Qui ne rapporte rien

D’ailleurs, les cabinets de conseils et les entreprises qui développent des solutions en management et en technologie ne s’y sont pas trompés, et se sont engouffrés dans la brèche. Il suffit de passer un court moment sur le net pour se rendre compte que les solutions FATCA pullulent. De belles affaires en perspectives.
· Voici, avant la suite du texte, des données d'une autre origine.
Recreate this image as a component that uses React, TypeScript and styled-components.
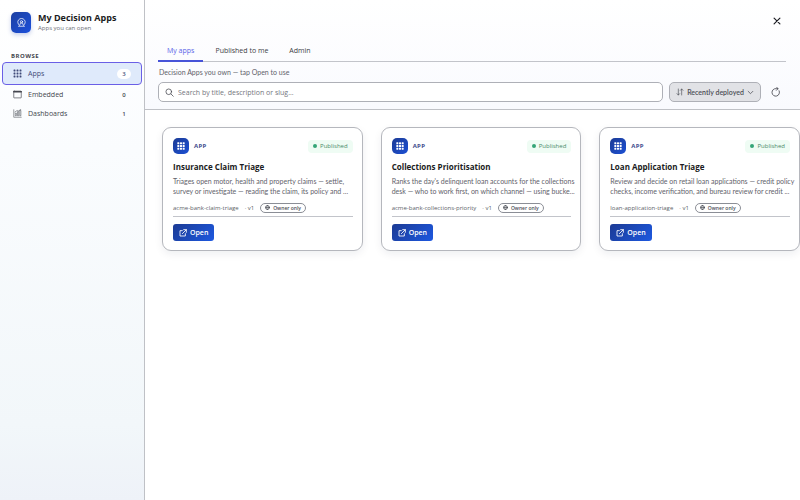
import React from "react";
import styled, { createGlobalStyle } from "styled-components";

const GlobalStyle = createGlobalStyle`
  *, *::before, *::after { box-sizing: border-box; }
  body {
    margin: 0;
    background: #ffffff;
    color: #1b1c22;
    font-family: "Open Sans", "Noto Sans", sans-serif;
    font-size: 7px;
    line-height: 10px;
  }
  h1, h2, p { margin: 0; }
  button, input { font: inherit; color: inherit; }
  button { cursor: pointer; }
`;

const Shell = styled.div`
  display: flex;
  min-height: 100vh;
  overflow: hidden;
`;

const Sidebar = styled.aside`
  flex: none;
  width: 145px;
  border-right: 1px solid #bfc1c6;
  background: linear-gradient(180deg, #ffffff 0%, #fafcfe 30%, #f2f7fa 85%, #eef2f8 100%);
`;

const Brand = styled.header`
  display: flex;
  align-items: center;
  gap: 7px;
  padding: 11px 11px 0;
`;

const Logo = styled.span`
  display: grid;
  place-items: center;
  width: 20px;
  height: 21px;
  border-radius: 5px;
  background: linear-gradient(135deg, #1c3fa0, #1c50dc);
  box-shadow: 0 2px 4px rgba(30, 64, 175, 0.25);
  color: #ffffff;
`;

const BrandName = styled.h1`
  font-size: 9px;
  line-height: 13px;
  font-weight: 700;
  white-space: nowrap;
`;

const BrandNote = styled.p`
  font-size: 6px;
  line-height: 9px;
  color: #6d7078;
`;

const NavHeading = styled.h2`
  padding: 19px 11px 0;
  font-size: 6px;
  line-height: 9px;
  font-weight: 700;
  letter-spacing: 0.5px;
  color: #44464e;
`;

const Nav = styled.nav`
  display: flex;
  flex-direction: column;
  padding: 1px 2px;
`;

const NavItem = styled.button<{ $active?: boolean }>`
  display: flex;
  align-items: center;
  gap: 6px;
  height: ${(p) => (p.$active ? 23 : 19)}px;
  padding: 0 10px;
  border: 1px solid ${(p) => (p.$active ? "#6a5fe6" : "transparent")};
  border-radius: 4px;
  background: ${(p) => (p.$active ? "#dfeafb" : "transparent")};
  color: ${(p) => (p.$active ? "#3f4a78" : "#44464e")};
  font-weight: 500;
  text-align: left;
`;

const Count = styled.span<{ $active?: boolean }>`
  width: 14px;
  margin-left: auto;
  border-radius: 6px;
  background: ${(p) => (p.$active ? "#ffffff" : "transparent")};
  font-size: 6px;
  font-weight: 600;
  text-align: center;
`;

const Main = styled.main`
  flex: 1;
  min-width: 0;
`;

const Top = styled.header`
  display: flex;
  flex-direction: column;
  padding: 15px 14px 7px 13px;
  border-bottom: 1px solid #bfc1c6;
  background: linear-gradient(180deg, #ffffff, #f9fafe);
`;

const IconButton = styled.button`
  display: grid;
  place-items: center;
  flex: none;
  width: 12px;
  height: 12px;
  padding: 0;
  border: 0;
  background: none;
  color: #44464e;
`;

const CloseButton = styled(IconButton)`
  align-self: flex-end;
  margin-right: 3px;
  color: #1b1c22;
`;

const Tabs = styled.div`
  display: flex;
  gap: 3px;
  margin-top: 13px;
  border-bottom: 1px solid #c2c4ca;
`;

const Tab = styled.button<{ $active?: boolean }>`
  height: 22px;
  margin-bottom: -1px;
  padding: 2px 9px 0;
  border: 0;
  border-bottom: 2px solid ${(p) => (p.$active ? "#4653d8" : "transparent")};
  background: none;
  color: ${(p) => (p.$active ? "#5965e8" : "#3c3e46")};
  font-weight: 500;
`;

const Hint = styled.p`
  padding: 5px 1px;
  color: #5f626b;
  font-family: Lato, sans-serif;
`;

const Filters = styled.div`
  display: flex;
  align-items: center;
  gap: 6px;
`;

const Search = styled.label`
  display: flex;
  flex: 1;
  align-items: center;
  gap: 4px;
  height: 20px;
  padding: 0 6px;
  border: 1px solid #aeb0b7;
  border-radius: 5px;
  background: #ffffff;
  color: #44464e;
`;

const SearchInput = styled.input`
  flex: 1;
  min-width: 0;
  padding: 1px 0 0;
  border: 0;
  outline: 0;
  background: none;
  &::placeholder { color: #74767e; opacity: 1; }
`;

const SortButton = styled.button`
  display: flex;
  align-items: center;
  justify-content: space-between;
  width: 92px;
  height: 20px;
  padding: 0 6px;
  border: 1px solid #aeb0b7;
  border-radius: 5px;
  background: #e1e2e6;
  color: #4c4e56;
  font-family: Lato, sans-serif;
  font-weight: 600;
  white-space: nowrap;
`;

const RefreshButton = styled(IconButton)`
  margin: 0 4px 0 3px;
`;

const Cards = styled.section`
  display: grid;
  grid-template-columns: repeat(3, minmax(0, 1fr));
  gap: 18px;
  padding: 17px 0 18px 17px;
`;

const Card = styled.article`
  display: flex;
  flex-direction: column;
  padding: 10px 9px 9px 10px;
  border: 1px solid #b5b7bd;
  border-radius: 9px;
  background: #ffffff;
  box-shadow: 0 3px 9px rgba(20, 30, 60, 0.07);
`;

const CardHead = styled.div`
  display: flex;
  align-items: center;
  gap: 5px;
`;

const AppIcon = styled.span`
  display: grid;
  place-items: center;
  width: 16px;
  height: 16px;
  border-radius: 5px;
  background: linear-gradient(135deg, #1c3b94, #1c50d4);
  color: #ffffff;
`;

const Kind = styled.span`
  font-size: 6px;
  font-weight: 700;
  letter-spacing: 0.3px;
  color: #3d4a8c;
`;

const Status = styled.span`
  display: flex;
  align-items: center;
  gap: 3px;
  height: 13px;
  margin-left: auto;
  padding: 0 5px;
  border-radius: 4px;
  background: #effcf4;
  color: #4a8a68;
  font-size: 6px;
  font-weight: 500;
  &::before {
    content: "";
    width: 4px;
    height: 4px;
    border-radius: 50%;
    background: #35a577;
  }
`;

const CardTitle = styled.h2`
  margin-top: 7px;
  font-size: 8px;
  line-height: 12px;
  font-weight: 700;
`;

const Description = styled.p`
  margin-top: 3px;
  color: #5f626b;
  font-family: Lato, sans-serif;
  font-size: 7px;
  white-space: nowrap;
`;

const Meta = styled.div`
  display: flex;
  align-items: center;
  gap: 6px;
  height: 21px;
  padding-top: 3px;
  border-bottom: 1px solid #c2c4ca;
  color: #5c5f68;
  font-size: 6px;
  white-space: nowrap;
`;

const Owner = styled.span`
  display: flex;
  align-items: center;
  gap: 3px;
  height: 10px;
  padding: 0 4px;
  border: 1px solid #8b8e96;
  border-radius: 5px;
  color: #4c4e56;
  font-size: 5px;
  font-weight: 600;
`;

const OpenButton = styled.button`
  display: flex;
  align-items: center;
  align-self: flex-start;
  gap: 3px;
  height: 17px;
  margin-top: 7px;
  padding: 0 6px;
  border: 0;
  border-radius: 3px;
  background: linear-gradient(135deg, #1c3b94, #1d58e0);
  color: #ffffff;
  font-weight: 600;
`;

const Stroke = ({ size, width = 2, children }: { size: number; width?: number; children: React.ReactNode }) => (
  <svg width={size} height={size} viewBox="0 0 24 24" fill="none" stroke="currentColor" strokeWidth={width} strokeLinecap="round" strokeLinejoin="round" aria-hidden="true">
    {children}
  </svg>
);

const DotGrid = ({ size, dot }: { size: number; dot: number }) => (
  <svg width={size} height={size} viewBox="0 0 24 24" fill="currentColor" aria-hidden="true">
    {[4, 12, 20].flatMap((y) =>
      [4, 12, 20].map((x) => <rect key={`${x}-${y}`} x={x - dot / 2} y={y - dot / 2} width={dot} height={dot} rx="1" />),
    )}
  </svg>
);

const WindowIcon = () => (
  <Stroke size={9} width={1.8}>
    <rect x="2" y="3" width="20" height="18" rx="1" />
    <path d="M2 4.5h20" strokeWidth="4" />
  </Stroke>
);

const ChartIcon = () => (
  <Stroke size={9} width={1.4}>
    <path d="M2 2v20h20M6 12v6h3v-6zM12 8v10h3V8zM18 5v13h3V5zM5 8l6-4 4 1 6-4" />
  </Stroke>
);

const apps = [
  {
    title: "Insurance Claim Triage",
    lines: ["Triages open motor, health and property claims — settle,", "survey or investigate — reading the claim, its policy and ..."],
    slug: "acme-bank-claim-triage",
  },
  {
    title: "Collections Prioritisation",
    lines: ["Ranks the day's delinquent loan accounts for the collections", "desk — who to work first, on which channel — using bucke..."],
    slug: "acme-bank-collections-priority",
  },
  {
    title: "Loan Application Triage",
    lines: ["Review and decide on retail loan applications — credit policy", "checks, income verification, and bureau review for credit ..."],
    slug: "loan-application-triage",
  },
];

export default function App() {
  return (
    <>
      <GlobalStyle />
      <Shell>
        <Sidebar>
          <Brand>
            <Logo>
              <Stroke size={9} width={2}>
                <path d="M7 20a10 10 0 1 1 10 0M4 22h16" />
                <circle cx="12" cy="10" r="3" />
                <path d="M8 18v-1a4 4 0 0 1 8 0v1" />
              </Stroke>
            </Logo>
            <div>
              <BrandName>My Decision Apps</BrandName>
              <BrandNote>Apps you can open</BrandNote>
            </div>
          </Brand>
          <NavHeading>BROWSE</NavHeading>
          <Nav>
            <NavItem $active aria-current="page">
              <DotGrid size={9} dot={5} />
              Apps
              <Count $active>3</Count>
            </NavItem>
            <NavItem>
              <WindowIcon />
              Embedded
              <Count>0</Count>
            </NavItem>
            <NavItem>
              <ChartIcon />
              Dashboards
              <Count>1</Count>
            </NavItem>
          </Nav>
        </Sidebar>
        <Main>
          <Top>
            <CloseButton aria-label="Close">
              <Stroke size={10} width={2.8}>
                <path d="M5 5l14 14M19 5L5 19" />
              </Stroke>
            </CloseButton>
            <Tabs role="tablist">
              <Tab role="tab" aria-selected="true" $active>My apps</Tab>
              <Tab role="tab" aria-selected="false">Published to me</Tab>
              <Tab role="tab" aria-selected="false">Admin</Tab>
            </Tabs>
            <Hint>Decision Apps you own — tap Open to use</Hint>
            <Filters>
              <Search>
                <Stroke size={9}>
                  <circle cx="10" cy="10" r="7.5" />
                  <path d="M16 16l6 6" />
                </Stroke>
                <SearchInput type="search" aria-label="Search apps" placeholder="Search by title, description or slug..." />
              </Search>
              <SortButton>
                <Stroke size={8}>
                  <path d="M7 3v18M3 17l4 4 4-4M17 21V3M13 7l4-4 4 4" />
                </Stroke>
                Recently deployed
                <Stroke size={7} width={2.6}>
                  <path d="M4 8l8 8 8-8" />
                </Stroke>
              </SortButton>
              <RefreshButton aria-label="Refresh">
                <Stroke size={10}>
                  <path d="M19.5 9a9 9 0 1 1-7-5h4M13 0l4 4-4 4" />
                </Stroke>
              </RefreshButton>
            </Filters>
          </Top>
          <Cards>
            {apps.map((app) => (
              <Card key={app.slug}>
                <CardHead>
                  <AppIcon><DotGrid size={8} dot={6} /></AppIcon>
                  <Kind>APP</Kind>
                  <Status>Published</Status>
                </CardHead>
                <CardTitle>{app.title}</CardTitle>
                <Description>
                  {app.lines[0]}
                  <br />
                  {app.lines[1]}
                </Description>
                <Meta>
                  <span>{app.slug}</span>
                  <span>· v1</span>
                  <Owner>
                    <Stroke size={5} width={3}>
                      <circle cx="12" cy="12" r="10" />
                      <path d="M2 12h20M12 2c-6 6-6 14 0 20M12 2c6 6 6 14 0 20" />
                    </Stroke>
                    Owner only
                  </Owner>
                </Meta>
                <OpenButton>
                  <Stroke size={8} width={2.6}>
                    <path d="M10 5H3v16h16v-7M14 2h8v8M22 2L10 14" />
                  </Stroke>
                  Open
                </OpenButton>
              </Card>
            ))}
          </Cards>
        </Main>
      </Shell>
    </>
  );
}
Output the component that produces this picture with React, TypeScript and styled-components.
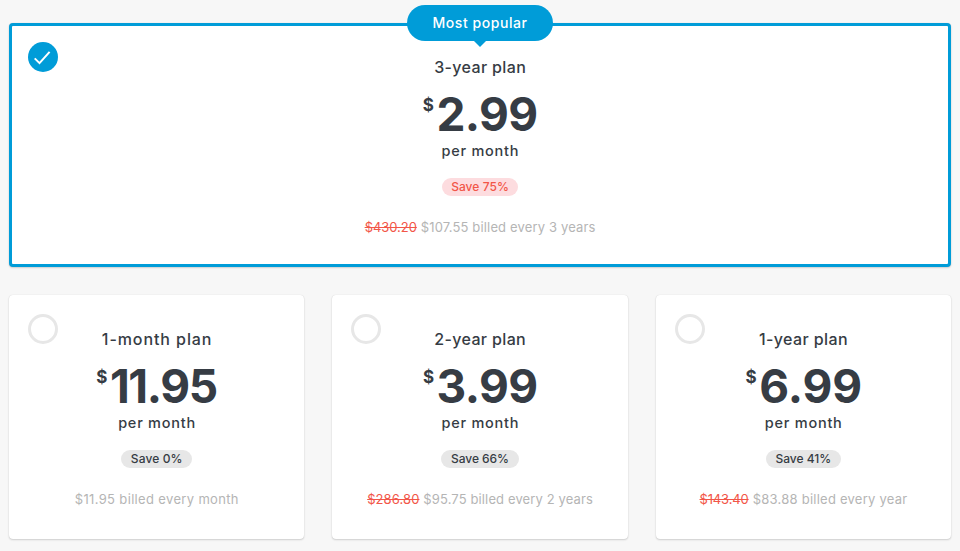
import React from "react";
import styled, { createGlobalStyle } from "styled-components";

const blue = "#009cd8";
const ink = "#363c44";
const red = "#f25648";

const GlobalStyle = createGlobalStyle`
  *, *::before, *::after { box-sizing: border-box; }
  body { margin: 0; background: #f7f7f7; }
`;

const Page = styled.main`
  display: flex;
  flex-direction: column;
  gap: 28px;
  height: 551px;
  padding: 23px 9px 0;
  background: #f7f7f7;
  color: ${ink};
  font-family: Inter, "Liberation Sans", sans-serif;
  font-weight: 500;
`;

const Row = styled.div`
  display: grid;
  grid-template-columns: repeat(3, 1fr);
  gap: 28px;
`;

const Card = styled.section<{ $selected: boolean }>`
  position: relative;
  display: flex;
  flex-direction: column;
  align-items: center;
  height: 244px;
  padding-top: 31px;
  border: 3px solid ${(p) => (p.$selected ? blue : "#fff")};
  border-radius: 4px;
  background: #fff;
  box-shadow: 0 1px 2px rgba(0, 0, 0, 0.16), 0 0 1px rgba(0, 0, 0, 0.14);
  white-space: nowrap;
`;

const Ribbon = styled.div`
  position: absolute;
  top: -21px;
  left: 50%;
  width: 146px;
  height: 36px;
  border-radius: 18px;
  background: ${blue};
  color: #fff;
  font-size: 14px;
  line-height: 36px;
  letter-spacing: 0.55px;
  text-align: center;
  transform: translateX(-50%);

  &::after {
    content: "";
    position: absolute;
    top: 100%;
    left: 50%;
    border: 6px solid transparent;
    border-top-color: ${blue};
    border-bottom: 0;
    transform: translateX(-50%);
  }
`;

const Radio = styled.span<{ $selected: boolean }>`
  position: absolute;
  top: 16px;
  left: 16px;
  width: 30px;
  height: 30px;
  border: ${(p) => (p.$selected ? "0" : "3px solid #e7e7e7")};
  border-radius: 50%;
  background: ${(p) => (p.$selected ? blue : "#fff")};

  svg { display: block; }
`;

const Tracked = styled.span<{ $track: number }>`
  letter-spacing: ${(p) => p.$track}px;
  margin-right: ${(p) => -p.$track}px;
`;

const Title = styled.h2`
  margin: 0;
  font-size: 16px;
  font-weight: 500;
  line-height: 20px;
`;

const Price = styled.div`
  display: flex;
  gap: 2.5px;
  height: 48px;
  margin-top: 13px;
  padding-left: 1px;
  font-size: 46px;
  font-weight: 700;
  line-height: 48px;
`;

const Currency = styled.span`
  margin-top: 5px;
  font-size: 17px;
  line-height: 20px;
`;

const Period = styled.div`
  margin-top: 3px;
  font-size: 14.5px;
  line-height: 20px;
`;

const Saving = styled.div<{ $hot: boolean; $width: number }>`
  width: ${(p) => p.$width}px;
  height: 18px;
  margin-top: 17px;
  border-radius: 9px;
  background: ${(p) => (p.$hot ? "#fddcdf" : "#e7e7e7")};
  color: ${(p) => (p.$hot ? red : ink)};
  font-size: 12px;
  line-height: 18px;
  text-align: center;
`;

const Billing = styled.div`
  display: flex;
  gap: 4px;
  margin-top: 22px;
  color: #b5b5b5;
  font-size: 13px;
  font-weight: 400;
  line-height: 18px;
`;

const OldPrice = styled.s`
  color: ${red};
`;

type Label = [text: string, tracking: number];

interface Plan {
  title: Label;
  price: Label;
  saving: Label;
  savingWidth: number;
  before?: Label;
  billed: Label;
  popular?: boolean;
}

const popularPlan: Plan = {
  title: ["3-year plan", 0.36],
  price: ["2.99", -0.6],
  saving: ["Save 75%", 0.05],
  savingWidth: 76,
  before: ["$430.20", -0.05],
  billed: ["$107.55 billed every 3 years", 0.15],
  popular: true,
};

const plans: Plan[] = [
  { title: ["1-month plan", 0.92], price: ["11.95", -1.4], saving: ["Save 0%", 0.1], savingWidth: 71, billed: ["$11.95 billed every month", 0.34] },
  { title: ["2-year plan", 0.36], price: ["3.99", -0.6], saving: ["Save 66%", -0.06], savingWidth: 78, before: ["$286.80", 0.09], billed: ["$95.75 billed every 2 years", 0.12] },
  { title: ["1-year plan", 0.4], price: ["6.99", 0], saving: ["Save 41%", 0.02], savingWidth: 75, before: ["$143.40", -0.15], billed: ["$83.88 billed every year", 0.24] },
];

function Text({ label }: { label: Label }) {
  return <Tracked $track={label[1]}>{label[0]}</Tracked>;
}

function PlanCard({ plan }: { plan: Plan }) {
  const selected = !!plan.popular;
  return (
    <Card $selected={selected}>
      {selected && <Ribbon>Most popular</Ribbon>}
      <Radio $selected={selected}>
        {selected && (
          <svg width="30" height="30" viewBox="0 0 30 30" fill="none">
            <path d="M6.7 16.4 11.5 21.1 21.6 9.8" stroke="#fff" strokeWidth="2" />
          </svg>
        )}
      </Radio>
      <Title><Text label={plan.title} /></Title>
      <Price>
        <Currency>$</Currency>
        <Text label={plan.price} />
      </Price>
      <Period><Text label={["per month", 0.75]} /></Period>
      <Saving $hot={selected} $width={plan.savingWidth}><Text label={plan.saving} /></Saving>
      <Billing>
        {plan.before && <OldPrice><Text label={plan.before} /></OldPrice>}
        <Text label={plan.billed} />
      </Billing>
    </Card>
  );
}

export default function App() {
  return (
    <Page>
      <GlobalStyle />
      <PlanCard plan={popularPlan} />
      <Row>
        {plans.map((plan) => (
          <PlanCard key={plan.title[0]} plan={plan} />
        ))}
      </Row>
    </Page>
  );
}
Pour les banques marocaines en revanche, tout cela coûte très cher, et mobilise des ressources, des fonds propres, et du temps, pour pas grand chose finalement. Combien d’Américains détiennent des comptes de plus de 50.000 dollars au Maroc ? Très peu à coup sûr. Sans oublier les risques de réputation que ferait peser une erreur du système ou un reporting erroné. Certaines banques de petites tailles en Europe ont déjà fait part de leur volonté d’interrompre toute relation d’affaires avec des ressortissants américains plutôt que d’engager des coûts astronomiques. En effet, la seule alternative à FATCA pour une institution financière est de supprimer toute relation avec les Etats-Unis. Au Maroc, les banques ont fait le choix de la conformité. Etre dans le collimateur de l’IRS, et risquer de voir se tarir tout financement provenant du pays de l’Oncle Sam, serait suicidaire pour un pays comme le nôtre.